В статье «Франсуа Вийон» (1912–1914) поэт выдвигает тезис о «подвиге существования» («Бессознательно средневековый человек считал службой, своего рода подвигом, неприкрашенный факт своего существования»), что вполне помещается в предлагаемую мной «концепцию испытания». Конечно же, это иудейский, ветхозаветный подход к жизни, достаточно вспомнить Авраама (жертвоприношение Исаака), судьбу Иова. Господь всегда испытывает человека. «И помни весь путь, которым вел тебя Господь, Бог твой, по пустыне, вот уже сорок лет, чтобы смирить тебя, чтобы испытать тебя и узнать, что в сердце твоем, будешь ли хранить заповеди Его, или нет; Он смирял тебя, томил тебя голодом и питал тебя манною, которой не знал ты и не знали отцы твои, дабы показать тебе, что не одним хлебом живет человек, но всяким словом, исходящим из уст Господа» (Втор. 8:2–3). И крестный путь как испытание Иисуса, ставшее краеугольным камнем христианства, – продолжение этой традиции. В еврейской теологии средних веков сама жизнь в странах Рассеяния, сопровождавшаяся притеснениями, казнями, изгнаниями и массовыми убийствами, зачастую рассматривалась как Испытание…

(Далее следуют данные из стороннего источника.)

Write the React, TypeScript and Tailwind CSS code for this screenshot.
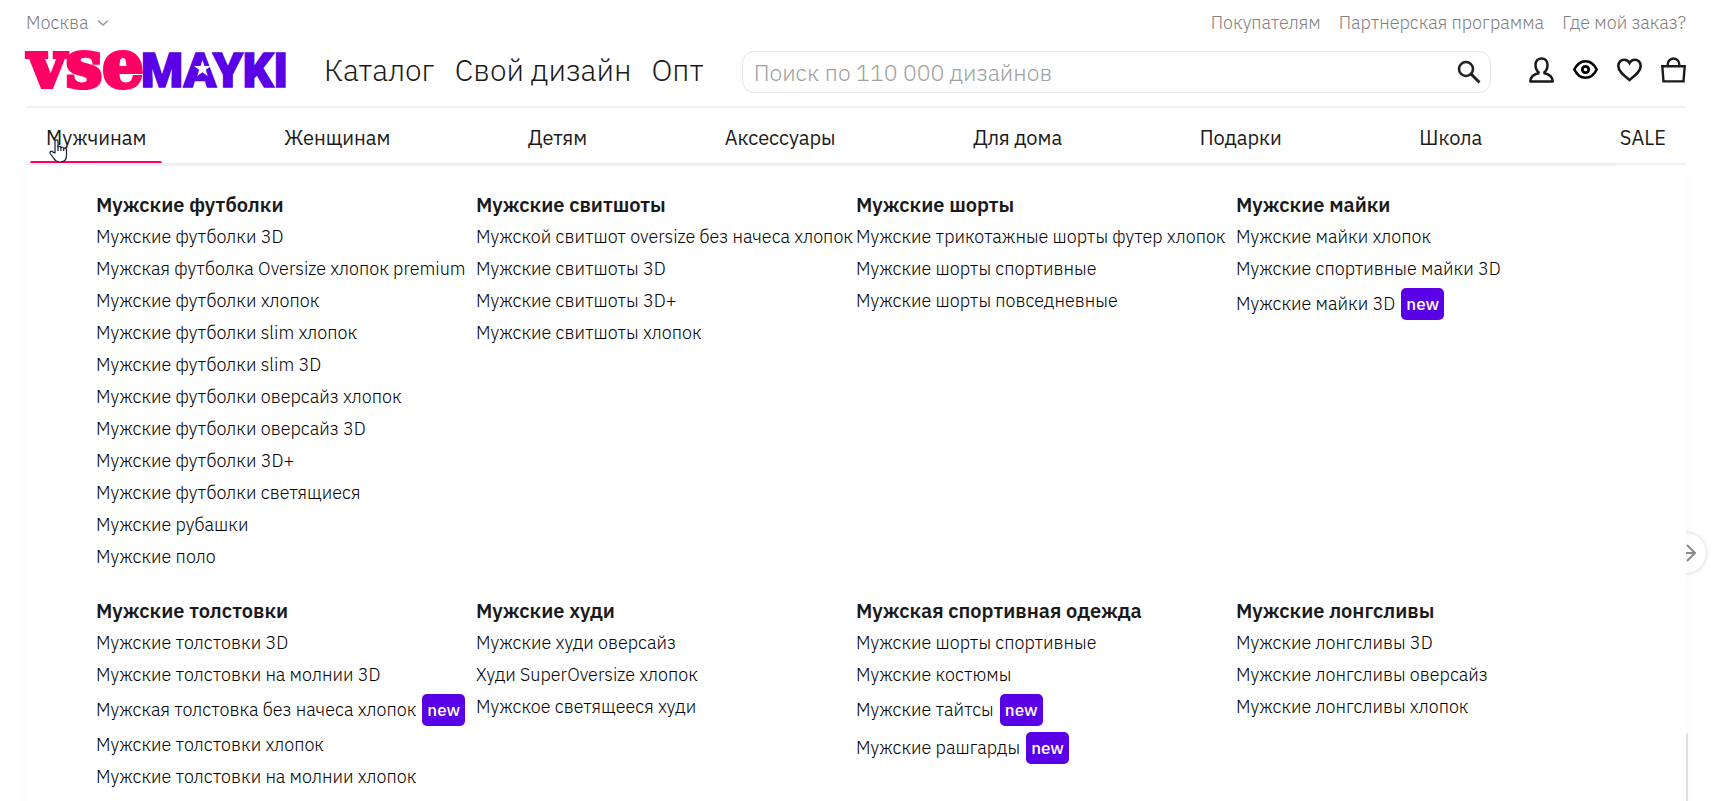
import React, { useState } from 'react';

type MenuItem = { label: string; isNew?: boolean };
type MenuGroup = { title: string; items: MenuItem[] };

const topLinks = ['Покупателям', 'Партнерская программа', 'Где мой заказ?'];
const mainLinks = ['Каталог', 'Свой дизайн', 'Опт'];
const categories = ['Мужчинам', 'Женщинам', 'Детям', 'Аксессуары', 'Для дома', 'Подарки', 'Школа', 'SALE'];

const groups: MenuGroup[] = [
  {
    title: 'Мужские футболки',
    items: [
      { label: 'Мужские футболки 3D' },
      { label: 'Мужская футболка Oversize хлопок premium' },
      { label: 'Мужские футболки хлопок' },
      { label: 'Мужские футболки slim хлопок' },
      { label: 'Мужские футболки slim 3D' },
      { label: 'Мужские футболки оверсайз хлопок' },
      { label: 'Мужские футболки оверсайз 3D' },
      { label: 'Мужские футболки 3D+' },
      { label: 'Мужские футболки светящиеся' },
      { label: 'Мужские рубашки' },
      { label: 'Мужские поло' },
    ],
  },
  {
    title: 'Мужские свитшоты',
    items: [
      { label: 'Мужской свитшот oversize без начеса хлопок' },
      { label: 'Мужские свитшоты 3D' },
      { label: 'Мужские свитшоты 3D+' },
      { label: 'Мужские свитшоты хлопок' },
    ],
  },
  {
    title: 'Мужские шорты',
    items: [
      { label: 'Мужские трикотажные шорты футер хлопок' },
      { label: 'Мужские шорты спортивные' },
      { label: 'Мужские шорты повседневные' },
    ],
  },
  {
    title: 'Мужские майки',
    items: [
      { label: 'Мужские майки хлопок' },
      { label: 'Мужские спортивные майки 3D' },
      { label: 'Мужские майки 3D', isNew: true },
    ],
  },
  {
    title: 'Мужские толстовки',
    items: [
      { label: 'Мужские толстовки 3D' },
      { label: 'Мужские толстовки на молнии 3D' },
      { label: 'Мужская толстовка без начеса хлопок', isNew: true },
      { label: 'Мужские толстовки хлопок' },
      { label: 'Мужские толстовки на молнии хлопок' },
    ],
  },
  {
    title: 'Мужские худи',
    items: [
      { label: 'Мужские худи оверсайз' },
      { label: 'Худи SuperOversize хлопок' },
      { label: 'Мужское светящееся худи' },
    ],
  },
  {
    title: 'Мужская спортивная одежда',
    items: [
      { label: 'Мужские шорты спортивные' },
      { label: 'Мужские костюмы' },
      { label: 'Мужские тайтсы', isNew: true },
      { label: 'Мужские рашгарды', isNew: true },
    ],
  },
  {
    title: 'Мужские лонгсливы',
    items: [
      { label: 'Мужские лонгсливы 3D' },
      { label: 'Мужские лонгсливы оверсайз' },
      { label: 'Мужские лонгсливы хлопок' },
    ],
  },
];

const App: React.FC = () => {
  const [active, setActive] = useState('Мужчинам');
  const [query, setQuery] = useState('');

  return (
    <div className="relative h-screen overflow-hidden bg-white pl-[26px] pr-[43px] flex flex-col font-['IBM_Plex_Sans',Roboto,sans-serif] text-[#1a1a1a]">
      <header className="border-b-2 border-[#f0f0f5] pb-[13px]">
        <div className="flex items-center justify-between pt-[11px] pb-4 text-[18px] leading-6 font-light text-[#808080]">
          <button type="button" className="flex items-center gap-2">
            Москва
            <svg width="14" height="10" viewBox="0 0 14 10" fill="none" stroke="#999" strokeWidth="1.6"><path d="M2 2.500l5 4.500 5-4.500" /></svg>
          </button>
          <nav className="flex gap-[18px]">
            {topLinks.map(link => <a key={link} href="#">{link}</a>)}
          </nav>
        </div>
        <div className="flex items-center">
          <a href="#" aria-label="vsemayki" className="shrink-0"><Logo /></a>
          <nav className="flex gap-5 ml-[36px] pb-1 text-[30px] leading-[38px] font-light text-[#1a1a1a] whitespace-nowrap">
            {mainLinks.map(link => <a key={link} href="#">{link}</a>)}
          </nav>
          <form onSubmit={e => e.preventDefault()} className="flex flex-1 items-center h-[42px] ml-[38px] mr-[38px] pl-[11px] pr-[9px] border border-[#e6e6e6] rounded-xl">
            <input
              type="text"
              aria-label="Поиск"
              placeholder="Поиск по 110 000 дизайнов"
              value={query}
              onChange={e => setQuery(e.target.value)}
              className="flex-1 min-w-0 text-[23px] font-light outline-none placeholder:text-[#a0a0a0]"
            />
            <button type="submit" aria-label="Найти">
              <svg width="24" height="24" viewBox="0 0 24 24" fill="none" stroke="#1f2328" strokeWidth="2.6"><circle cx="9" cy="9" r="7" /><path d="M14 14l8.500 8.500" strokeWidth="3" /></svg>
            </button>
          </form>
          <div className="flex gap-[19px] pb-1">
            <button type="button" aria-label="Профиль"><UserIcon /></button>
            <button type="button" aria-label="Просмотренные"><EyeIcon /></button>
            <button type="button" aria-label="Избранное"><HeartIcon /></button>
            <button type="button" aria-label="Корзина"><BagIcon /></button>
          </div>
        </div>
      </header>

      <nav className="flex justify-between px-1 border-b-2 border-[#f0f0f5] text-[20px] leading-7 whitespace-nowrap">
        {categories.map(category => (
          <button key={category} type="button" onClick={() => setActive(category)} className="relative px-4 h-[55px] pt-[5px]">
            {category}
            {active === category && (
              <>
                <span className="absolute inset-x-0 bottom-0 h-[2px] rounded-t-sm bg-[#ff0064]" />
                <HandCursor />
              </>
            )}
          </button>
        ))}
      </nav>

      <button type="button" aria-label="Вперёд" className="absolute right-[23px] top-[533px] size-10 rounded-full bg-white shadow-[0_0_4px_rgba(0,0,0,0.2)] flex items-center justify-center">
        <svg width="20" height="20" viewBox="0 0 20 20" fill="none" stroke="#8c8c8c" strokeWidth="2"><path d="M1 10h18M11 2l8 8-8 8" /></svg>
      </button>
      <div className="absolute right-[41px] top-[732px] bottom-0 w-8 rounded-tr-sm border-r-2 border-[#e3e3e3]" />

      <section className="relative flex-1 px-[70px] bg-white shadow-[0_10px_10px_rgba(0,0,0,0.04)]">
        <div className="h-px bg-[#f0f0f5]" />
        <div className="grid grid-cols-4 gap-y-[23px] pt-6">
          {groups.map(group => <GroupColumn key={group.title} group={group} />)}
        </div>
      </section>
    </div>
  );
};

const GroupColumn: React.FC<{ group: MenuGroup }> = ({ group }) => (
  <div className="whitespace-nowrap">
    <h3 className="text-[20px] leading-[30px] pb-px font-semibold">{group.title}</h3>
    <ul className="text-[18px] leading-8 font-light text-black">
      {group.items.map(item => (
        <li key={item.label} className={item.isNew ? 'flex items-center h-[38px]' : 'flex items-center h-8'}>
          <a href="#">{item.label}</a>
          {item.isNew && <span className="ml-[6px] px-[5px] rounded-[5px] bg-[#5a00e6] text-white text-[17px] font-medium">new</span>}
        </li>
      ))}
    </ul>
  </div>
);

const Logo: React.FC = () => (
  <svg width="262" height="42" viewBox="0 0 262 42" role="img" className="overflow-visible">
    <text x="262" y="36" textAnchor="end" fill="#5a00e6" stroke="#5a00e6" strokeWidth="1.5" className="font-['Roboto'] text-[48px] font-black">MAYKI</text>
    <path d="M176.500 8l8 21h-16z" fill="#5a00e6" />
    <path d="M176.500 9l2 6h6.500l-5.200 3.800 2 6.200-5.300-3.800-5.300 3.800 2-6.200-5.200-3.800h6.500z" fill="#fff" />
    <text x="2" y="36" fill="#ff0064" stroke="#ff0064" strokeWidth="4" className="font-['DejaVu_Serif'] text-[65px] font-bold">vse</text>
  </svg>
);

const UserIcon: React.FC = () => (
  <svg width="25" height="26" viewBox="0 0 25 26" fill="none" stroke="#1a1a1a" strokeWidth="2.500" strokeLinejoin="round">
    <path d="M10.500 16C7.500 14 6.500 11 6.500 8c0-4 2.500-6.600 6-6.600s6 2.600 6 6.600c0 3-1 6-4 8M10.500 16c-5 .8-8.900 3.200-9.200 8.500h22.400c-.3-5.300-4.200-7.700-9.200-8.500" />
  </svg>
);

const EyeIcon: React.FC = () => (
  <svg width="25" height="26" viewBox="0 0 25 26" fill="none" stroke="#000" strokeWidth="2.600">
    <path d="M1.300 12.500C4 7 8 4.200 12.500 4.200S21 7 23.700 12.500C21 18 17 20.800 12.500 20.800S4 18 1.300 12.500z" />
    <circle cx="12.500" cy="12.500" r="3.200" strokeWidth="2.800" />
  </svg>
);

const HeartIcon: React.FC = () => (
  <svg width="25" height="26" viewBox="0 0 25 26" fill="none" stroke="#1a1a1a" strokeWidth="2.600">
    <path d="M12.500 23C6 18 1.300 14 1.300 9c0-3.600 2.600-6.300 5.900-6.300 2.200 0 4.200 1.200 5.300 3.300 1.100-2.100 3.100-3.300 5.300-3.300 3.300 0 5.900 2.700 5.900 6.300 0 5-4.700 9-11.200 14z" />
  </svg>
);

const BagIcon: React.FC = () => (
  <svg width="25" height="26" viewBox="0 0 25 26" fill="none" stroke="#1a1a1a" strokeWidth="2.400">
    <path d="M1.300 9.300h22.400l-1.200 15.100H2.500zM6.500 9C6.500 4.500 8.800 1.500 12.500 1.500S18.500 4.500 18.500 9" />
  </svg>
);

const HandCursor: React.FC = () => (
  <svg width="19" height="24" viewBox="0 0 19 24" fill="#fff" stroke="#1a1a2e" strokeWidth="1.200" strokeLinejoin="round" className="absolute left-[19px] bottom-0 pointer-events-none">
    <path d="M6 14V2.500c0-2.200 3-2.200 3 0V8c.5-1 2.800-.8 2.900.7.700-.9 2.700-.6 2.800.9.800-.7 2.800-.3 2.800 1.400v5.500c0 4-2.500 6.500-6.500 6.500-3.500 0-5-1.500-6.500-4L1.200 14.500c-1-2 1-3 2.400-1.600z" />
    <path d="M9 7.500V12M11.900 8.500V12M14.700 9.500V12" fill="none" />
  </svg>
);

export default App;
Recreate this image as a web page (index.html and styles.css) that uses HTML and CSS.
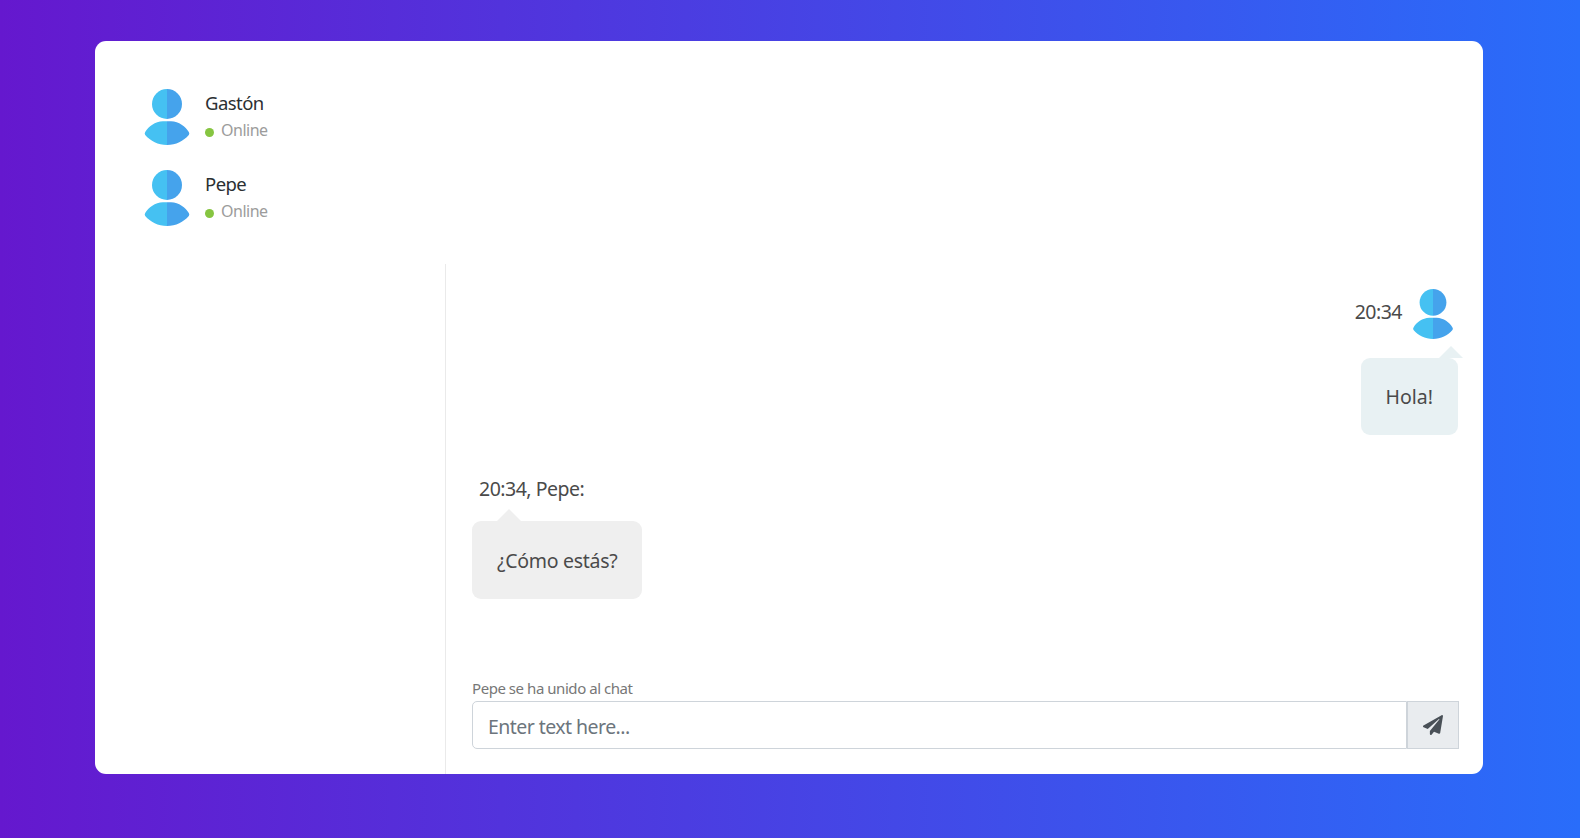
FILE: index.html
```
<!DOCTYPE html>
<html lang="es">
<head>
    <meta charset="UTF-8">
    <title>Chat</title>
    <link rel="stylesheet" href="styles.css">
</head>
<body>
    <!-- avatar and icon symbols -->
    <svg class="symbols" width="0" height="0">
        <symbol id="avatar" viewBox="0 0 56 56">
            <path fill="#45c1f2" d="M28 0a15 15 0 0 0 0 30z"/>
            <path fill="#45a3ec" d="M28 0a15 15 0 0 1 0 30z"/>
            <path fill="#45c1f2" d="M28 32.3h-4C16 32.600 9.500 37.500 6.200 43Q5.200 44.500 6.200 46C11.500 52 19 56 28 56z"/>
            <path fill="#45a3ec" d="M28 32.3h4C40 32.600 46.500 37.500 49.800 43Q50.800 44.500 49.800 46C44.500 52 37 56 28 56z"/>
        </symbol>
        <symbol id="paper-plane" viewBox="0 0 512 512">
            <path fill="currentColor" d="M476 3.200L12.500 270.600c-18.100 10.400-15.800 35.600 2.200 43.200L121 358.400l287.300-253.200c5.500-4.900 13.300 2.600 8.600 8.300L176 407v80.500c0 23.600 28.500 32.900 42.500 15.800L282 426l124.600 52.200c14.200 6 30.400-2.900 33-18.200l72-432C515 7.800 493.300-6.800 476 3.200z"/>
        </symbol>
    </svg>

    <div class="card chat-app">
        <div class="people-list">
            <ul class="chat-list">
                <li>
                    <svg class="avatar"><use href="#avatar"/></svg>
                    <div class="about">
                        <div class="name">Gastón</div>
                        <div class="status"><i class="online"></i>Online</div>
                    </div>
                </li>
                <li>
                    <svg class="avatar"><use href="#avatar"/></svg>
                    <div class="about">
                        <div class="name">Pepe</div>
                        <div class="status"><i class="online"></i>Online</div>
                    </div>
                </li>
            </ul>
        </div>

        <div class="chat">
            <div class="chat-history">
                <div class="message-row right">
                    <div class="message-data">
                        <span class="message-time">20:34</span>
                        <svg class="avatar"><use href="#avatar"/></svg>
                    </div>
                    <div class="message other-message">Hola!</div>
                </div>
                <div class="message-row">
                    <div class="message-data">
                        <span class="message-time from">20:34, Pepe:</span>
                    </div>
                    <div class="message my-message">¿Cómo estás?</div>
                </div>
            </div>
            <div class="chat-message">
                <div class="notice">Pepe se ha unido al chat</div>
                <div class="input-group">
                    <input type="text" class="form-control" placeholder="Enter text here...">
                    <button class="send" aria-label="Enviar">
                        <svg><use href="#paper-plane"/></svg>
                    </button>
                </div>
            </div>
        </div>
    </div>
</body>
</html>
```

FILE: styles.css
```
* {
    box-sizing: border-box;
}
body {
    margin: 0;
    height: 838px;
    padding: 41px 97px 0 95px;
    overflow: hidden;
    background: linear-gradient(to right, #6518ce, #296dfa);
    font-family: "Segoe UI", "Noto Sans", "Open Sans", sans-serif;
    color: #4a4a4a;
}
.symbols {
    position: absolute;
}
.card {
    height: 733px;
    display: flex;
    flex-direction: column;
    background: #fff;
    border-radius: 11px;
}

/* people */
.people-list {
    height: 223px;
    padding: 36px 36px 0;
}
.chat-list {
    list-style: none;
    margin: 0;
    padding: 0;
}
.chat-list li {
    display: flex;
    height: 81px;
    padding: 12px 0 0 8px;
}
.chat-list .avatar {
    width: 56px;
    height: 56px;
}
.about {
    padding: 1px 0 0 10px;
}
.name {
    font-size: 18.5px;
    letter-spacing: -0.55px;
    line-height: 26px;
    margin-bottom: 1px;
    color: #2b2f33;
}
.status {
    display: flex;
    align-items: center;
    font-size: 16px;
    letter-spacing: -0.5px;
    line-height: 27px;
    color: #9c9c9c;
}
.online {
    width: 9px;
    height: 9px;
    margin: 4px 7px 0 0;
    border-radius: 50%;
    background: #86c541;
}

/* chat */
.chat {
    flex: 1;
    display: flex;
    flex-direction: column;
    margin-left: 350px;
    border-left: 1px solid #eaeaea;
}
.chat-history {
    flex: 1;
    padding: 25px 25px 0 26px;
}
.message-row {
    display: flex;
    flex-direction: column;
    align-items: flex-start;
    margin-bottom: 36px;
}
.message-row.right {
    align-items: flex-end;
}
.message-data {
    display: flex;
    margin-bottom: 19px;
}
.message-data .avatar {
    width: 50px;
    height: 50px;
}
.message-time {
    font-size: 19.5px;
    letter-spacing: -0.5px;
    line-height: 27px;
    margin: 9px 6px 0 0;
}
.message-time.from {
    margin: 4px 0 0 7px;
}
.message {
    position: relative;
    height: 77px;
    padding: 0 25px;
    border-radius: 9px;
    font-size: 19.5px;
    letter-spacing: -0.28px;
    line-height: 78px;
}
.message:after {
    content: "";
    position: absolute;
    bottom: 100%;
    border: 12.5px solid transparent;
    border-top: 0;
    border-bottom-width: 12px;
}
.other-message {
    letter-spacing: 0;
    background: #e8f1f3;
}
.other-message:after {
    right: -5px;
    border-bottom-color: #e8f1f3;
}
.my-message {
    height: 78px;
    line-height: 80px;
    background: #efefef;
}
.my-message:after {
    left: 25px;
    border-bottom-color: #efefef;
}

/* message box */
.chat-message {
    padding: 0 24px 25px 26px;
}
.notice {
    font-size: 15px;
    letter-spacing: -0.45px;
    line-height: 22px;
    margin-bottom: 2px;
    color: #777;
}
.input-group {
    display: flex;
    height: 48px;
}
.form-control {
    flex: 1;
    padding: 2px 15px 0;
    border: 1px solid #ced4da;
    border-radius: 5px 0 0 5px;
    font: inherit;
    font-size: 19.5px;
    letter-spacing: -0.55px;
}
.form-control::placeholder {
    color: #6c757d;
}
.send {
    width: 52px;
    padding: 0;
    display: flex;
    align-items: center;
    justify-content: center;
    background: #e9ecef;
    border: 1px solid #ced4da;
    color: #495057;
}
.send svg {
    width: 20px;
    height: 20px;
}
```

Но вернемся к 3‐ей и 4‐ой строчкам «Сохрани мою речь».
Звезда, топор, бочка (аналог сруба), черная вода и смерть появляются в стихотворении «Умывался ночью на дворе», написанном сразу по получении известия о расстреле Гумилева (1921):
Умывался ночью на дворе.
Твердь сияла грубыми звездами.
Звездный луч – как соль на топоре.
Стынет бочка с полными краями.
На замок закрыты ворота,
И земля по совести сурова.
Чище правды свежего холста
Вряд ли где отыщется основа.
Тает в бочке, словно соль, звезда,
И вода студеная чернее,
Чище смерть, соленее беда,
И земля правдивей и страшнее.
Здесь вновь подтверждается принцип верности России как испытанию и похоже своеобразный юродивый гимн ее девственной суровости. Так славят «чистоту эксперимента». Кровью умытая, кровью очищенная. Да, звезды здесь грубы, а земля сурова, вода черна, а беда солона, звездный луч указует на топор и на замок закрыты ворота, но чем земля страшнее, тем правдивее, это какой‐то первоначальный мир, где суровость – признак девственной чистоты и первоначальной совести, правда «свежего холста».